• WRITTEN REQUEST: Work out how many lines have "React" in them. Give only that number.

━━━━━ DATA SECTION

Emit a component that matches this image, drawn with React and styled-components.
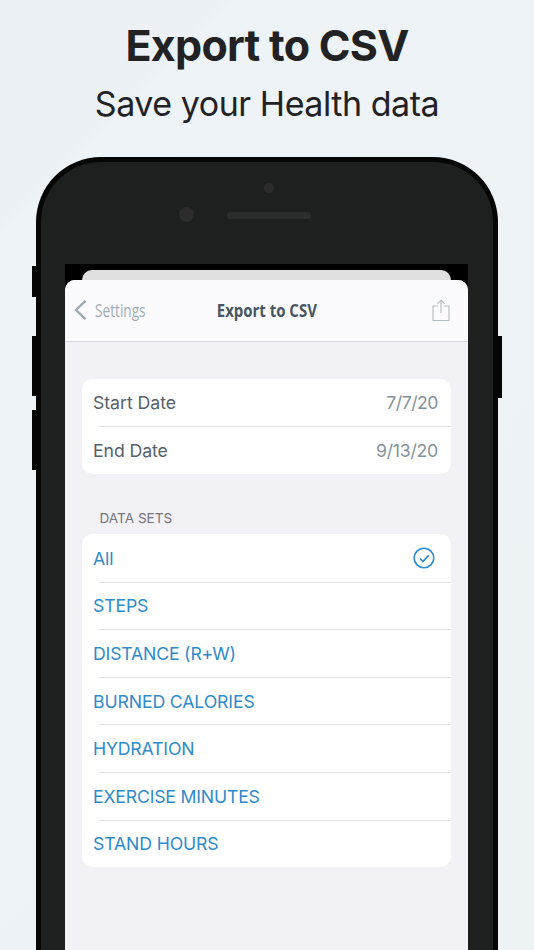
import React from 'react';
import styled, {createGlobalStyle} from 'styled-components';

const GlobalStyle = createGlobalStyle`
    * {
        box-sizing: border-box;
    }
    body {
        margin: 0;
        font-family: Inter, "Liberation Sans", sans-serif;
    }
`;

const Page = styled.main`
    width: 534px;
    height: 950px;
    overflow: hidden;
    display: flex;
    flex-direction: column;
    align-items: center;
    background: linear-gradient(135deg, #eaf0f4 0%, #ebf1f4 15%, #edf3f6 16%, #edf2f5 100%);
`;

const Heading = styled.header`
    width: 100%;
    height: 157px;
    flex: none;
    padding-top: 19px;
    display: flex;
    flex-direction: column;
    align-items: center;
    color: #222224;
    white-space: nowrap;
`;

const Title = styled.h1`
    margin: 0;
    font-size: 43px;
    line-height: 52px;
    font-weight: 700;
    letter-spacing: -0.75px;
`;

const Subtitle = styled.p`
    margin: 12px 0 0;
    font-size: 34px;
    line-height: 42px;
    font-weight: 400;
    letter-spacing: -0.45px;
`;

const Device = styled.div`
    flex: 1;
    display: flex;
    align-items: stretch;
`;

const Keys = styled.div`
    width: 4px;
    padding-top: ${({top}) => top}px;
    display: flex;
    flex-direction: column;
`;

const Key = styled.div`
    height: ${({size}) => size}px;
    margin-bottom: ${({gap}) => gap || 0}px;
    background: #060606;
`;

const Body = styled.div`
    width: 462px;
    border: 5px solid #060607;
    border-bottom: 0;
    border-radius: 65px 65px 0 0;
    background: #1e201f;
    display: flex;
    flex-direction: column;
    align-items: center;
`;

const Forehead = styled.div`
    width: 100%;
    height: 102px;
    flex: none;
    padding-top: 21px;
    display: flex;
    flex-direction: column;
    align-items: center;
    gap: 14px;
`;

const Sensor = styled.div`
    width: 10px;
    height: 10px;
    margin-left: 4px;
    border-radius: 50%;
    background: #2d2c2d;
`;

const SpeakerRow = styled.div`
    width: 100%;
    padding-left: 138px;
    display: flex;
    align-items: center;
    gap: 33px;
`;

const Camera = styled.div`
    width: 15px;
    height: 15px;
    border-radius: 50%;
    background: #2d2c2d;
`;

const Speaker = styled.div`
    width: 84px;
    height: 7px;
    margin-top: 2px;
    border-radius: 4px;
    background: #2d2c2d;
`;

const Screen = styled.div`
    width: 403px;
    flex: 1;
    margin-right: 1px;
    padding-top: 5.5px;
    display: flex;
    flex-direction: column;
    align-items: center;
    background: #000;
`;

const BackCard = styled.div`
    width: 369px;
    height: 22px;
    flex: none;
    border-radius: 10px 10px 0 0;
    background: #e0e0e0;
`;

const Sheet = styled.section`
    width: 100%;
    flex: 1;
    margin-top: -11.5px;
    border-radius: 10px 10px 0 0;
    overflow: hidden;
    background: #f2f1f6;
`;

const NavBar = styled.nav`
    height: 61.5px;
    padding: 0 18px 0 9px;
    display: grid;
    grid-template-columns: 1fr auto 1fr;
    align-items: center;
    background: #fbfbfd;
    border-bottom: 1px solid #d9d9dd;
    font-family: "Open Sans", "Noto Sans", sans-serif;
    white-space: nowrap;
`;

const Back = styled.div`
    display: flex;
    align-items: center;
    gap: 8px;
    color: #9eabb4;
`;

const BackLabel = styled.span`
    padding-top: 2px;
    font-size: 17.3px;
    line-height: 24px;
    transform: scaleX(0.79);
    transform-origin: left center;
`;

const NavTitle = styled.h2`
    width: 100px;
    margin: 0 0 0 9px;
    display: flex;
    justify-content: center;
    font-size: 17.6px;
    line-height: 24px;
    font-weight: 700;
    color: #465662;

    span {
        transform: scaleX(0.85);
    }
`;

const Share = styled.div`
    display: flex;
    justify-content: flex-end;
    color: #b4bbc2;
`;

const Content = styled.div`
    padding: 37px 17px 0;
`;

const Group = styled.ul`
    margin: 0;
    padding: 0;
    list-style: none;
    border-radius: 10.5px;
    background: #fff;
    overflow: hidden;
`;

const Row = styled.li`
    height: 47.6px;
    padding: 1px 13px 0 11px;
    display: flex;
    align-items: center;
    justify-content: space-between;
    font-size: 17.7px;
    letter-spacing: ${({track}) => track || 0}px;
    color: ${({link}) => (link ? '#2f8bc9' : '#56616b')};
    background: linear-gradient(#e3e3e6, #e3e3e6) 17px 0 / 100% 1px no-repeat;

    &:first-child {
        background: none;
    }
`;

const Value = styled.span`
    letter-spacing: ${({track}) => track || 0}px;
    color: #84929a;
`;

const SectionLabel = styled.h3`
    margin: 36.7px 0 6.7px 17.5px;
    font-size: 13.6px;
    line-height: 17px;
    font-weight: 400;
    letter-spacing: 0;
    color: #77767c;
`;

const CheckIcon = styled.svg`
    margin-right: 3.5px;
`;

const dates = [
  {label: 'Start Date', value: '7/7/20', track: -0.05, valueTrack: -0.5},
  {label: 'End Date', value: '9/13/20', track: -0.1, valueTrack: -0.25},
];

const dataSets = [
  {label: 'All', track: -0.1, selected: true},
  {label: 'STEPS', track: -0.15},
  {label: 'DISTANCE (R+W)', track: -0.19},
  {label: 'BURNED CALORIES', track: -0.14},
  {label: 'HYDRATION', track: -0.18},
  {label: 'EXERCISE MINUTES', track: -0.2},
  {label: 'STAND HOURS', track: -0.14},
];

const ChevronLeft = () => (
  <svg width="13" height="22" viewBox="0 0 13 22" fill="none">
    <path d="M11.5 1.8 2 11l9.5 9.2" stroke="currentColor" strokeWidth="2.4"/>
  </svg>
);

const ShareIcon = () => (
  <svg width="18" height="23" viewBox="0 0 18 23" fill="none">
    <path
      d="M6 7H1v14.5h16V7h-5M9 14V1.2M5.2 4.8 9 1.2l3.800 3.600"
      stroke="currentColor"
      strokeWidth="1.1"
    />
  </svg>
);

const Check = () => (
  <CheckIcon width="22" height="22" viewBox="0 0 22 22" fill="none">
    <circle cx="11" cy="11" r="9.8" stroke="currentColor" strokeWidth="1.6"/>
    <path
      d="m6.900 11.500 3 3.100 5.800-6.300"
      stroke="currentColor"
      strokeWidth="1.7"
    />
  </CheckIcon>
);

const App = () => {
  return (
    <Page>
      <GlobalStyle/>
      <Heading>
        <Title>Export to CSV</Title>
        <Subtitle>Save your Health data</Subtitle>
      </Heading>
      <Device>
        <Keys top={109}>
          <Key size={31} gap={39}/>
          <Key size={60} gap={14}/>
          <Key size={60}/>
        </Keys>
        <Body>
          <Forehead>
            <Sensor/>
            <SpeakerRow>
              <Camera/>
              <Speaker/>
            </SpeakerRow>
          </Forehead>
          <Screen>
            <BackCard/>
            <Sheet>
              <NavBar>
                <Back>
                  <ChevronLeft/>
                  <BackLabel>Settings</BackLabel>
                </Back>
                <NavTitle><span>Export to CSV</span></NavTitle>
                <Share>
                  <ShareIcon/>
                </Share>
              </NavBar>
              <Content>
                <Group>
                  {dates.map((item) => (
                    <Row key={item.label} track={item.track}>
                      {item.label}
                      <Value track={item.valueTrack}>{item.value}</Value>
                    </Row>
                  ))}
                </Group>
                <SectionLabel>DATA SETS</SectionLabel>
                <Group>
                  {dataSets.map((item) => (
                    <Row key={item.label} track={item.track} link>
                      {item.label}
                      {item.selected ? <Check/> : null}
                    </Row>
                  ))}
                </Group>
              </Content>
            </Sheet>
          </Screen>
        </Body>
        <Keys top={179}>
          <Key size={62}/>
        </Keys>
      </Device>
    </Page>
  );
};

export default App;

━━━━━━━━━━

• EXERCISE ANSWER: 2